Excerpt from a dataset
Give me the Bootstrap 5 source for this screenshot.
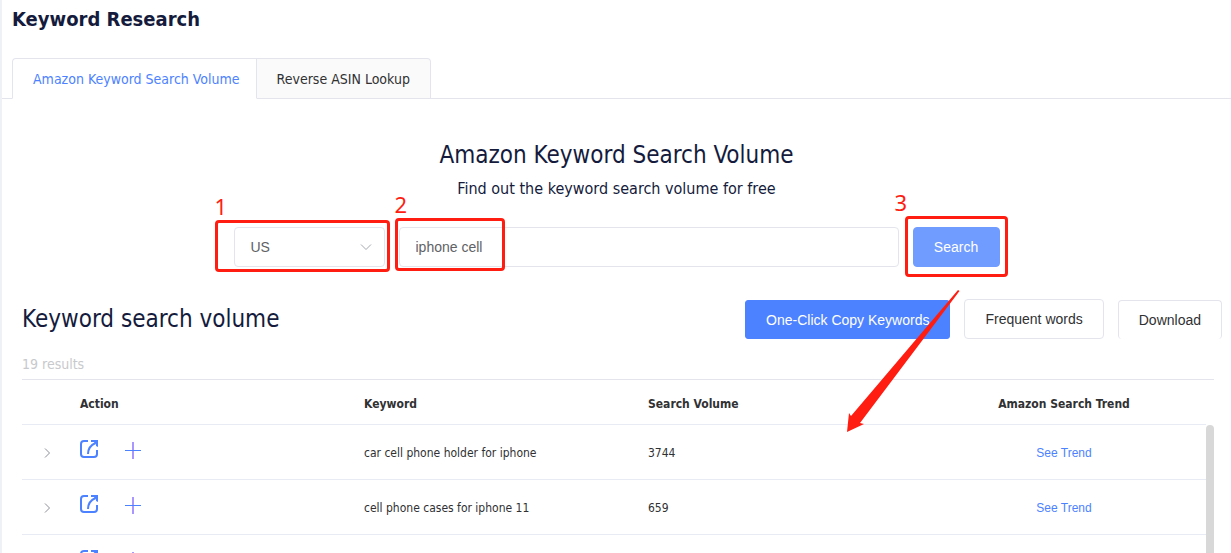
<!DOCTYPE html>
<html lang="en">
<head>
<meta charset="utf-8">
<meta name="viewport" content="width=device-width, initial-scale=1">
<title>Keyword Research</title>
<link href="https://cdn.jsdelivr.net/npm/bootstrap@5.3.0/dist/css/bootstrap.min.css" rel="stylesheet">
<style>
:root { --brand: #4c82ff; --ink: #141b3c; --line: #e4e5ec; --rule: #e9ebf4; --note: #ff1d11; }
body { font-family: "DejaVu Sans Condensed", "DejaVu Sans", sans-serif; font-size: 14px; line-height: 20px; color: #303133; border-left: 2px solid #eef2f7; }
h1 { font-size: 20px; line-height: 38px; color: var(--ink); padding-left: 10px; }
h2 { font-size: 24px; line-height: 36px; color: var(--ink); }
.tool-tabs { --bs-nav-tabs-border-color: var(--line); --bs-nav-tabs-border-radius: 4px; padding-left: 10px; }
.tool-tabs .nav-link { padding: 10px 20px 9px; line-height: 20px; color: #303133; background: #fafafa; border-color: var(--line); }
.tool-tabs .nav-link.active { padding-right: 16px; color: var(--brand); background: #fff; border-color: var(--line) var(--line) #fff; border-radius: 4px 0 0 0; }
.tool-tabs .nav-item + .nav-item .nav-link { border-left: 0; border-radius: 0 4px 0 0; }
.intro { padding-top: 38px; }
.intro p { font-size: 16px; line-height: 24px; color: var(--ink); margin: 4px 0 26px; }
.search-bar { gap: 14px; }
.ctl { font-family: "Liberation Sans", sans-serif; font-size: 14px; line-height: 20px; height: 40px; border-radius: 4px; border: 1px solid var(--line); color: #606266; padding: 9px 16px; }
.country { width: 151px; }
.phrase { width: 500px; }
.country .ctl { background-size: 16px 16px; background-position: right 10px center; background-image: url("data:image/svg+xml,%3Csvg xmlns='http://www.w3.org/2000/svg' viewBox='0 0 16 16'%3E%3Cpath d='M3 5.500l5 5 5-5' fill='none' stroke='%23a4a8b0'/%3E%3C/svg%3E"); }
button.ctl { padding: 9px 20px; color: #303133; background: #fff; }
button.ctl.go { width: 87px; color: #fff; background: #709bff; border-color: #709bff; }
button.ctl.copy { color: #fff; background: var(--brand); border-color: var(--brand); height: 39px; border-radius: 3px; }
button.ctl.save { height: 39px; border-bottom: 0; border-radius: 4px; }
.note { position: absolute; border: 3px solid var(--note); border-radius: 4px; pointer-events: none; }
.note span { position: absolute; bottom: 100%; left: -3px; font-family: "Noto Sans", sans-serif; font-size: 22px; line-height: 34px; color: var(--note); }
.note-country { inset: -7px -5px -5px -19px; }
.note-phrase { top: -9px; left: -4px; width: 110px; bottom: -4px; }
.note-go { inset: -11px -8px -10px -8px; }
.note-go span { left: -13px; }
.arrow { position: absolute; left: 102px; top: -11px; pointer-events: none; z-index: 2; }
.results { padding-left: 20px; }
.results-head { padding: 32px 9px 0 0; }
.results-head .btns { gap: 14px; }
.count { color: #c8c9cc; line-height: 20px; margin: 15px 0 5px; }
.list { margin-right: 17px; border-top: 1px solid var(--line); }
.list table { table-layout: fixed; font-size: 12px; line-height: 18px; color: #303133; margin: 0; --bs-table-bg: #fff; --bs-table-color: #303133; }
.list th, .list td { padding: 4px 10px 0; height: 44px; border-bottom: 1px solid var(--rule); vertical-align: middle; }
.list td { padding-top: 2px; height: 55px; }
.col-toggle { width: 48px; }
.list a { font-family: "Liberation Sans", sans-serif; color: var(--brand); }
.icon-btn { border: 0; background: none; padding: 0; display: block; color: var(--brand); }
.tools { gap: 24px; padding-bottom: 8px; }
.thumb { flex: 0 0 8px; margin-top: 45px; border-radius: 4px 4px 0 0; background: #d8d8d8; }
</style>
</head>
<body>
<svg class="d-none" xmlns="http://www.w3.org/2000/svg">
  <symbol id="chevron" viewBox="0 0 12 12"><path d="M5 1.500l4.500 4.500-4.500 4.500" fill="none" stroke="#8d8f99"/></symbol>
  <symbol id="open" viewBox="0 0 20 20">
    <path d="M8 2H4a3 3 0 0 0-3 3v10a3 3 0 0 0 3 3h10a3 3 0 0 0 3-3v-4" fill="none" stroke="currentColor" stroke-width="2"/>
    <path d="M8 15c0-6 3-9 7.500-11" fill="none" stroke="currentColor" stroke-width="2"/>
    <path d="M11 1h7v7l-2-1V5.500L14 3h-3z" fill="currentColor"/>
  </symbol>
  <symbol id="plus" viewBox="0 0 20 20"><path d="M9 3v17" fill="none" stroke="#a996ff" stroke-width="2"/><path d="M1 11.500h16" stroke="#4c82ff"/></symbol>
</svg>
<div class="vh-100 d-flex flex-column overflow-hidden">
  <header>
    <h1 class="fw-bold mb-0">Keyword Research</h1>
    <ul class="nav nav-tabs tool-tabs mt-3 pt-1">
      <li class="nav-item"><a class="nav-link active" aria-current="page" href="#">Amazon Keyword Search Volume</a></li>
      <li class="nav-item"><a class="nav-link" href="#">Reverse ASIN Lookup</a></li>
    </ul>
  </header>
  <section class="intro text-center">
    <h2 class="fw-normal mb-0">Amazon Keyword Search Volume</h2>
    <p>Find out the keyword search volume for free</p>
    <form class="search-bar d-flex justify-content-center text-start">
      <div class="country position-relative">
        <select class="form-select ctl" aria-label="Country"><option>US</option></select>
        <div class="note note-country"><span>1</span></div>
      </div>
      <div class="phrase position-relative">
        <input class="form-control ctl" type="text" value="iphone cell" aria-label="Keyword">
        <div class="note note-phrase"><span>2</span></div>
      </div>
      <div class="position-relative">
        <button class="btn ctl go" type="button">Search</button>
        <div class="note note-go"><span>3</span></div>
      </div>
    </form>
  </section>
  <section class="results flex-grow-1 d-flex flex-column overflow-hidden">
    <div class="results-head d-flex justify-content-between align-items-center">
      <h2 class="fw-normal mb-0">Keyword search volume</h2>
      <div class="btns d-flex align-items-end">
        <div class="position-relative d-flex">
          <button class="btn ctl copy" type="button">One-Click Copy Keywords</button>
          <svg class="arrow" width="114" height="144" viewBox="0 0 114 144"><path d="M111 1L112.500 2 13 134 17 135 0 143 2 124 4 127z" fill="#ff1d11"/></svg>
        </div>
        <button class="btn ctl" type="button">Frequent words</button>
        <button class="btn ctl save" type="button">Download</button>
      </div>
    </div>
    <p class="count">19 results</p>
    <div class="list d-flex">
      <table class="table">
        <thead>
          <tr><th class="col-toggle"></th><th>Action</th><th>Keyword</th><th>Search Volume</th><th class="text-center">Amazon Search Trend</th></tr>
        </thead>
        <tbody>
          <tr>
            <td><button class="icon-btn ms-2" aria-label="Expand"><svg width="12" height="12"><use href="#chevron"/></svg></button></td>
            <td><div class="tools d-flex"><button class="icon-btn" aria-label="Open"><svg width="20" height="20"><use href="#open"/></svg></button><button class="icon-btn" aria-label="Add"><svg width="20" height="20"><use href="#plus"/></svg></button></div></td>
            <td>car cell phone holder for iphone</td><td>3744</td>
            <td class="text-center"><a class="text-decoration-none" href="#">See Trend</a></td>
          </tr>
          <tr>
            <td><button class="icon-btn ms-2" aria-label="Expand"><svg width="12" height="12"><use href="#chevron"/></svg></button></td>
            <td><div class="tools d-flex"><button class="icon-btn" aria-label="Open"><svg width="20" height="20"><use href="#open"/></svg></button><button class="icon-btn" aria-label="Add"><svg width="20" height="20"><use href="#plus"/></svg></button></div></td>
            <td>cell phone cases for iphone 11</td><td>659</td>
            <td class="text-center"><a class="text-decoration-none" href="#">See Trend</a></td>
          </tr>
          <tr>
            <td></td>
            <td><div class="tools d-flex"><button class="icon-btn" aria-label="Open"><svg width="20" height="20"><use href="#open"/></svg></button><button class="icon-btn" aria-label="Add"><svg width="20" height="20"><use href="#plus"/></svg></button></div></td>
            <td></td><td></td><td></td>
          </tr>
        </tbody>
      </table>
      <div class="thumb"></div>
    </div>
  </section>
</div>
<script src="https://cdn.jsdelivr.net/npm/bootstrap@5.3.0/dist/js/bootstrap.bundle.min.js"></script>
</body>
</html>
==
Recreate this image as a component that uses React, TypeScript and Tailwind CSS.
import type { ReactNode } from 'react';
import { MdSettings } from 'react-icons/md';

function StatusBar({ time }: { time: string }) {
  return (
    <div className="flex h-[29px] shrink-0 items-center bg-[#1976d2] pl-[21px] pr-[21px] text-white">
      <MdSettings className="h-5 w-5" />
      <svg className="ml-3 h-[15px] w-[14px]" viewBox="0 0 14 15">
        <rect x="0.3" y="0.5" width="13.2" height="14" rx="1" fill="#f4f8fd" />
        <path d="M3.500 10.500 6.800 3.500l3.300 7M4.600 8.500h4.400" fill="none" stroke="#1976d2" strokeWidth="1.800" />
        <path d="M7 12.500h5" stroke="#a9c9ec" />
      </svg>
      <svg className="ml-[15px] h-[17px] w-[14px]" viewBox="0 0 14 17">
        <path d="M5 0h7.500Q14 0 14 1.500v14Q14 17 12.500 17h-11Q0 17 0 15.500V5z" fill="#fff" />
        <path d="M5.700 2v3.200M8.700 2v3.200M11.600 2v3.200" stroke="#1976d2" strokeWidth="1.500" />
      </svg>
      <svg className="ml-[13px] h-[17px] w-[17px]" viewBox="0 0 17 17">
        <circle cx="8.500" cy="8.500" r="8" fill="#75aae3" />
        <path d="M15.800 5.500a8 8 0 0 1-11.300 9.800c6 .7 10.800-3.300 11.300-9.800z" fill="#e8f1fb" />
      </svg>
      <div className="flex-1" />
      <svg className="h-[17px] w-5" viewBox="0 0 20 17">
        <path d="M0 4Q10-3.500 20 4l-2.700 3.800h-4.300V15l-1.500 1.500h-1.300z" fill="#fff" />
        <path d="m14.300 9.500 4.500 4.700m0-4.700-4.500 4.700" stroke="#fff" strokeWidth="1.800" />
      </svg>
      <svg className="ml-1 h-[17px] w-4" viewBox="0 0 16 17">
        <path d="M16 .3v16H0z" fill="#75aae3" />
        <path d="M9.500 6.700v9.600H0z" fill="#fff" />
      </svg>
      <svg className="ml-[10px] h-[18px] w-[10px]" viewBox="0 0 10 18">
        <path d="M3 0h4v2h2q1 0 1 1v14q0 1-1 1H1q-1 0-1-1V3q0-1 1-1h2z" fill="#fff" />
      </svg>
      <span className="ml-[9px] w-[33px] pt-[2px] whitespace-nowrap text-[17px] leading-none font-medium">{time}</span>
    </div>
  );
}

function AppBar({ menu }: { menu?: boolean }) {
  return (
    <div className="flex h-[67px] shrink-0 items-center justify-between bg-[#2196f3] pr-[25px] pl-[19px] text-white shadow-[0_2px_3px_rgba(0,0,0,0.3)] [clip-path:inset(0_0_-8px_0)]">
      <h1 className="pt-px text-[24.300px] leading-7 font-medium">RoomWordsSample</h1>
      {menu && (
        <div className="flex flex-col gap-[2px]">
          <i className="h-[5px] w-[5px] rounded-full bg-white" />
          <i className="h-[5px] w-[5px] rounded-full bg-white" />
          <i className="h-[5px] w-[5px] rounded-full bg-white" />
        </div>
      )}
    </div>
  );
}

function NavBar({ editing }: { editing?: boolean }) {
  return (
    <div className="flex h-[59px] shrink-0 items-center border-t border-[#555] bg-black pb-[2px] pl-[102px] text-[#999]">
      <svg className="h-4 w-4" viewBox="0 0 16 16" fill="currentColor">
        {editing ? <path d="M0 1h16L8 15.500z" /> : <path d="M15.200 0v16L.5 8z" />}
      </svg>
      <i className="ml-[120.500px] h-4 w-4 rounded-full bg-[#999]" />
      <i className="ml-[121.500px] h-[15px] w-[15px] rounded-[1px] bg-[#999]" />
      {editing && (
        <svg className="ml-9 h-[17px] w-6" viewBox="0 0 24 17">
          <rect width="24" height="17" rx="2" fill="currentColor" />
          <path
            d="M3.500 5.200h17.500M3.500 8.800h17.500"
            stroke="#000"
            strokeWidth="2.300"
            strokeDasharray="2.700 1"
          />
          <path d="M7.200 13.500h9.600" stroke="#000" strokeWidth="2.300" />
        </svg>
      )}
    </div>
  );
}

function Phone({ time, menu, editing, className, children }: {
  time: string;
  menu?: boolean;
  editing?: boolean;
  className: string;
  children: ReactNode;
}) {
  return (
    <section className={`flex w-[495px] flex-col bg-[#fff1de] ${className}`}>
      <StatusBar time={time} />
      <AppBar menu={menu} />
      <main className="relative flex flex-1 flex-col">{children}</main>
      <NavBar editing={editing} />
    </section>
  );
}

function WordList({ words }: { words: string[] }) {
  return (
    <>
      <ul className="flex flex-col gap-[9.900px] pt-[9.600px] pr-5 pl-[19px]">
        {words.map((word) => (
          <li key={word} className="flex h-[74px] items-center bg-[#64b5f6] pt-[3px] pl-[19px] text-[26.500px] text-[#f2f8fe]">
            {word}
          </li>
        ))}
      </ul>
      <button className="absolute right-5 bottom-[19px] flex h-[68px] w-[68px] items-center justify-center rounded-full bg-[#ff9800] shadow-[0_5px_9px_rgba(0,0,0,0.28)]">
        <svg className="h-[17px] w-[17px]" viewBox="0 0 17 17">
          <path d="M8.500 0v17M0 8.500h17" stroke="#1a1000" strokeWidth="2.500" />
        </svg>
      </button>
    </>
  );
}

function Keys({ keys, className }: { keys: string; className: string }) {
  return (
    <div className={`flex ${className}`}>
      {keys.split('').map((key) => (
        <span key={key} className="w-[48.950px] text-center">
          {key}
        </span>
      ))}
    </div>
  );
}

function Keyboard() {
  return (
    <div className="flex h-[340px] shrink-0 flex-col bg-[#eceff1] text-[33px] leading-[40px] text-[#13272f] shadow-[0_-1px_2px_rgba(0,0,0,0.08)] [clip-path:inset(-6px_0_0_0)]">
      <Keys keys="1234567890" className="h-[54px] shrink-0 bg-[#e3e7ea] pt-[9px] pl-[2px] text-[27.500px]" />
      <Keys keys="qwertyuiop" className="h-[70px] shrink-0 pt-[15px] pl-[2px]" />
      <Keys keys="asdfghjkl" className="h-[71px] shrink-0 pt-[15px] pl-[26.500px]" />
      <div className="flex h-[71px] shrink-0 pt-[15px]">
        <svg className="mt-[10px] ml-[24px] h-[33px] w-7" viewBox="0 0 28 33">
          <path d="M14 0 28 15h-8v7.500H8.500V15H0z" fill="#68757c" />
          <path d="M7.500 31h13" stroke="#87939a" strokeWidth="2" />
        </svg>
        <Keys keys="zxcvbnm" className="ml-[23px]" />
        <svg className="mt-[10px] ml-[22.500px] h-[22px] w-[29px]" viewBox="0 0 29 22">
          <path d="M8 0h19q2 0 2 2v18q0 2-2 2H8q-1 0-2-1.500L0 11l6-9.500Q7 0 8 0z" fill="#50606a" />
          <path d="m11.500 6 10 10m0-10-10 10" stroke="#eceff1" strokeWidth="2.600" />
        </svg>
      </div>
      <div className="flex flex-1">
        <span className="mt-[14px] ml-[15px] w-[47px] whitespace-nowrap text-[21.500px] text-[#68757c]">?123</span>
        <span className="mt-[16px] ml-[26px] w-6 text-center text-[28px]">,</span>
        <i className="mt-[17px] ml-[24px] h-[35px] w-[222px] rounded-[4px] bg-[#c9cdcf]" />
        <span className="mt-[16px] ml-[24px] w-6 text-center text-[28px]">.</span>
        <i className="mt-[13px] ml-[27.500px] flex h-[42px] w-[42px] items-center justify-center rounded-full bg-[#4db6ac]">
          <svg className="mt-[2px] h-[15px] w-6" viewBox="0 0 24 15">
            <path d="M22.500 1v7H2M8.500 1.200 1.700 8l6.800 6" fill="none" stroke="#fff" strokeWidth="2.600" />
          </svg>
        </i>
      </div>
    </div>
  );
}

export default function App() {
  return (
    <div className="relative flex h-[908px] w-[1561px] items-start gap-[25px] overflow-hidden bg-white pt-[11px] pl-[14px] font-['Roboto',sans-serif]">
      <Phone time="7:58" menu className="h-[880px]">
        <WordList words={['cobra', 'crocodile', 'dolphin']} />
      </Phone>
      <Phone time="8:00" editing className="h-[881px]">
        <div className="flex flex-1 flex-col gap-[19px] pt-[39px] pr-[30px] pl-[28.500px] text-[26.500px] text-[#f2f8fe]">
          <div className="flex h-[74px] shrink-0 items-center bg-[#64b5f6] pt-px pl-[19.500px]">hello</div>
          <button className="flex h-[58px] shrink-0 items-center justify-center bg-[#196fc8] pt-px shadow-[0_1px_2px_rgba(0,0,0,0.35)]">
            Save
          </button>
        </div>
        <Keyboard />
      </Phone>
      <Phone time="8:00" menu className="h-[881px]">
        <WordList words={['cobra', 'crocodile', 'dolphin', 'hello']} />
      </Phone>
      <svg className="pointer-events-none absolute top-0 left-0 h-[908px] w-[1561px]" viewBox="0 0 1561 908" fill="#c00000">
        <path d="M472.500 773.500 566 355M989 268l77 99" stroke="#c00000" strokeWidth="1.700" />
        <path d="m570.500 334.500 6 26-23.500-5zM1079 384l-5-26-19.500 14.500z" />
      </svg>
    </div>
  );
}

# Stated goal:
Within the listing, how many lines hold the word "image"? Only the number is to be given.

# Correct response:
2